Il faut dire que depuis l’arrivée de Frédéric Chambert à la tête du Théâtre du Capitole de Toulouse, un vent de nouveauté souffle sur la place. Rappelons qu’en dix-sept ans de règne, la précédente direction ne donnait en voir de contemporain, en tout et pour tout, que le Faust de Philippe Fénelon [lire notre chronique du 25 mai 2007] en création et quelques représentations du Balcon de Péter Eötvös [lire notre chronique du 25 janvier 2004] dont elle reprit la production aixoise. Dès cette deuxième saison se pourra dresser un bilan plutôt positif ; car si la maison s’est volontiers illustrée à montrer le grand répertoire lyrique avec une superbe inégalée par ses consœurs régionales, elle ne se sera guère attelée à la rencontre de son public avec l’aujourd’hui musical. L’innovation ne s’arrête pas là, du reste, puisque le maître des lieux prend le risque d’offrir sa scène à des ouvrages du XXe siècle [lire nos chroniques des Fiançailles au couvent de Prokofiev et d’Erwartung de Schönberg] – comme Aventures et Nouvelles aventures de György Ligeti en juin prochain et Medea de Dusapin il y a quelques jours – à des opus anciens devenus des raretés [lire notre chronique de Iolanta de Tchaïkovski] – comme l’Oberon de Weber (à voir du 19 au 29 avril), musicien dont demeure encore peu donné en France le célèbre Freischütz [lire notre chronique toulonnaise du 1er février 2011] annoncé en avril à l’Opéra Comique dans la version Berlioz-Pacini, et que le Capitole honorait l’an dernier avec Euryanthe donné en version de concert [lire notre chronique du 24 janvier 2010] – et même au renouveau baroque, la coproduction aixoise de Belshazzar de Händel franchissant ces murs en mai 2011.

Ça bouge au Capitole, en résumé !... bien que cet Aire du dire paraît bien être frappé d’immobilisme. Ne s’agissant pas d’un opéra, pas même d’un opéra contemporain, on ne s’étonnera pas de n’y voir représenté aucune action ni aucun fait ou personnage. Aussi son exécution pourrait-elle bien se dispenser de mises en espace et en lumières qui, pour le coup, finissent par représenter assez complaisamment la représentation elle-même (retourner la convention, ce n’est pas encore lui désobéir).
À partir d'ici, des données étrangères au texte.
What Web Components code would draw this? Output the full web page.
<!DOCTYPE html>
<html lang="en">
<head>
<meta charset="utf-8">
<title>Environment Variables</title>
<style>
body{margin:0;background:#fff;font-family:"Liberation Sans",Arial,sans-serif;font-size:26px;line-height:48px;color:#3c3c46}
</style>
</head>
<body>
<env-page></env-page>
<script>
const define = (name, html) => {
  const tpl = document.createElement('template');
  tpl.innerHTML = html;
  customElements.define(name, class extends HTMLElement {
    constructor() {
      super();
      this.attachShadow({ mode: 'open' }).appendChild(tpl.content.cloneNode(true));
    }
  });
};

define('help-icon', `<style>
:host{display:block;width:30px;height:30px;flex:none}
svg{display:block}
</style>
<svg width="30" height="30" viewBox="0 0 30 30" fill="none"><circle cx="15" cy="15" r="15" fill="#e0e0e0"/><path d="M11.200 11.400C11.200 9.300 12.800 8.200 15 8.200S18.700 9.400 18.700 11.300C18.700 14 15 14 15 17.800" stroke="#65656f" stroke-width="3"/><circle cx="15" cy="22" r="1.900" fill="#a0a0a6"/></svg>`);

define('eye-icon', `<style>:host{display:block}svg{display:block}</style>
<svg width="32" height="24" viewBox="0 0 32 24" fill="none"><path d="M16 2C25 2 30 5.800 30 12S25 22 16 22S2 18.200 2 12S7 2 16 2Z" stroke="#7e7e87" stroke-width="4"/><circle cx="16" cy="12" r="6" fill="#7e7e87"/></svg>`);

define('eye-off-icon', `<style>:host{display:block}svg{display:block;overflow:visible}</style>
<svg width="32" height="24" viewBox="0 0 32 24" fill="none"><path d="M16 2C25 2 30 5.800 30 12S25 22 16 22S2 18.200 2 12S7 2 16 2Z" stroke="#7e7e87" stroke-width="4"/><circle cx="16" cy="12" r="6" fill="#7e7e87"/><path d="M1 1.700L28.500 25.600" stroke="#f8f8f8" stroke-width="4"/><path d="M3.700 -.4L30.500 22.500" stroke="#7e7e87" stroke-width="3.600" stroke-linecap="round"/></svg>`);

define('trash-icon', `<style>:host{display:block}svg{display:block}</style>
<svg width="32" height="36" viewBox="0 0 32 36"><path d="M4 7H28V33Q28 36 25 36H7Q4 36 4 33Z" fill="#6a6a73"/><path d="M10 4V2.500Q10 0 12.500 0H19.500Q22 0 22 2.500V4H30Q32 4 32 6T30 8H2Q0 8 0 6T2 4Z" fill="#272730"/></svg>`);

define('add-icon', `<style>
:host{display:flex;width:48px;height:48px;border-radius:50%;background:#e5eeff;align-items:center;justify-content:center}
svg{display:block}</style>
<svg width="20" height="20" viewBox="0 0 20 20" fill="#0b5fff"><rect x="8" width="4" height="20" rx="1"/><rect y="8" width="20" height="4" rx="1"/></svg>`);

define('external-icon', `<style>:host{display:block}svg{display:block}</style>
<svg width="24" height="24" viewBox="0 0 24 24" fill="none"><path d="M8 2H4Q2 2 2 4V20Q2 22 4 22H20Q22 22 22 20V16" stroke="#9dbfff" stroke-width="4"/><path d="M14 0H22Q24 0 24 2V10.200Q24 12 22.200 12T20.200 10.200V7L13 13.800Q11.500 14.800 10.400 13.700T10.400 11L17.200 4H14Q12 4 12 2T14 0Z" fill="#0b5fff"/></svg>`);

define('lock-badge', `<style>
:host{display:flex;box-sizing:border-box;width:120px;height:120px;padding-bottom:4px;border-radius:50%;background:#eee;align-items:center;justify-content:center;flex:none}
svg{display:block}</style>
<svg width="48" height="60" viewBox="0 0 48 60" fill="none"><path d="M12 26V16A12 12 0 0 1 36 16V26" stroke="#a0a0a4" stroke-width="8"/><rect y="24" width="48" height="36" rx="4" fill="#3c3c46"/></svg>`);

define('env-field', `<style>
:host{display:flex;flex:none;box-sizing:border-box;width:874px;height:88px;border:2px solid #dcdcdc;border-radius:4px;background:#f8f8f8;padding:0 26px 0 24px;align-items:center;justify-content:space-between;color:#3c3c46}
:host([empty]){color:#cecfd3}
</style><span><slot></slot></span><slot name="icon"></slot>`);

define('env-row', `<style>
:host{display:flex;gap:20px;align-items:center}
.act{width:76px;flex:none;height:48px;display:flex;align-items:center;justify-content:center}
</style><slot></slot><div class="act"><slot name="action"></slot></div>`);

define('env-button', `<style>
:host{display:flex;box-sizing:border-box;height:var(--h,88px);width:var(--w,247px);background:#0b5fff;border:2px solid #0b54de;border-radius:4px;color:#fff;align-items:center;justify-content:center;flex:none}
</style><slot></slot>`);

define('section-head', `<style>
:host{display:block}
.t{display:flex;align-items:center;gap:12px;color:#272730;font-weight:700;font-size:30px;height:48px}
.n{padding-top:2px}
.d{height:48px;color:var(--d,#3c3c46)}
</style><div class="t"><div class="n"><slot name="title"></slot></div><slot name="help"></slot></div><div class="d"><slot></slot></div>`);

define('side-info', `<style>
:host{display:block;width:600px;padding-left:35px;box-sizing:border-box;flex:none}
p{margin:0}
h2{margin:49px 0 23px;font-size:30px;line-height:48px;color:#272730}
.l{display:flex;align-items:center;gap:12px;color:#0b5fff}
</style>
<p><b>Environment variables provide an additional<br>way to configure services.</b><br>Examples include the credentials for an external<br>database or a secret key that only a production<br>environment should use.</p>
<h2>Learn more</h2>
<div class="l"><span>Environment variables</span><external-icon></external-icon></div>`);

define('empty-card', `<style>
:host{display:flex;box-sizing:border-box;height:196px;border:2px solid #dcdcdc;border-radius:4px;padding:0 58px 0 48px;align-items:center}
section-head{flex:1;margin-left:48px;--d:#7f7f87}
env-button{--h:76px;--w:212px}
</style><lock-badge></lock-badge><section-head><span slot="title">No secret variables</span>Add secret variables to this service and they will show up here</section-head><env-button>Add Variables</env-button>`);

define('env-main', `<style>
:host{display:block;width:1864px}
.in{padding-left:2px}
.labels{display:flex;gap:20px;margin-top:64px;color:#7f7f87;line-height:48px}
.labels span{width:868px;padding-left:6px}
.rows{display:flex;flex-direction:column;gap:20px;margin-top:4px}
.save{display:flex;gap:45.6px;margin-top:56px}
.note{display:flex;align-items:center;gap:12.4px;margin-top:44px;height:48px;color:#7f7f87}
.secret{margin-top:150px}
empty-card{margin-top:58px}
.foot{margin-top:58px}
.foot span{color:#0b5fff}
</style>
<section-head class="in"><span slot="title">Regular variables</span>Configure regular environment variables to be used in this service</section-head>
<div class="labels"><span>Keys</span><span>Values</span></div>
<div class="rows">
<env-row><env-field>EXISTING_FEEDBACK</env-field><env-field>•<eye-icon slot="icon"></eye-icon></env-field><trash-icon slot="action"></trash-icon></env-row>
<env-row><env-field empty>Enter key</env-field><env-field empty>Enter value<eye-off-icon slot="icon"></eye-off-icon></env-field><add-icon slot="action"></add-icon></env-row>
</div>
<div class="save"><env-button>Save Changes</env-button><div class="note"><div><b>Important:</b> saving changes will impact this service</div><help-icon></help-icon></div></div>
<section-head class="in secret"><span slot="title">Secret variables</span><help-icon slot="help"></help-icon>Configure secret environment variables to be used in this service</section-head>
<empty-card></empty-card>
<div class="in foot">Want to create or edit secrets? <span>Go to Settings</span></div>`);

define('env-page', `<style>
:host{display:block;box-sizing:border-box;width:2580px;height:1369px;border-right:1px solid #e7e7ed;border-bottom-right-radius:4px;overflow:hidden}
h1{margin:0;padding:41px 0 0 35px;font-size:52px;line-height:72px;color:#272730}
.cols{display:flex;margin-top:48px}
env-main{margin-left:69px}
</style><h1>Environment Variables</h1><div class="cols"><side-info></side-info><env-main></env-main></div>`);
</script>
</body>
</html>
C’est qu’aussi L’Aire du dire, à évoquer la voix – celles du chœur de chambres Les Éléments dirigées par Joël Suhubiette – sans ce qu’elle dit ou dans ce que, dans sa nature même, elle dit sans le vouloir dire, érige en art précieux le fait de ne rien dire, convoquant pour ce faire la pâleur maniérée de Christophe Tarkos, poète si blanc que plusieurs compositeurs s’empressent de mettre à leur Une. Rien de bien grave, si ce n’est une tendance douteuse de l’œuvre à pontifier, voire même à donner des leçons de morale (d’autant plus rendues puissantes que le traitement vocal s’avère un rien bêta, que le matériau musical lui-même s’enferre dans un systématisme pauvret et que d’une désopilante indigence se révèle l’imagination rythmique). Les parcours des compositeurs présentent parfois des aires de repos ; aussi retrouverons-nous l’inventivité et la verve de Pierre Jodlowski, n’en doutons pas.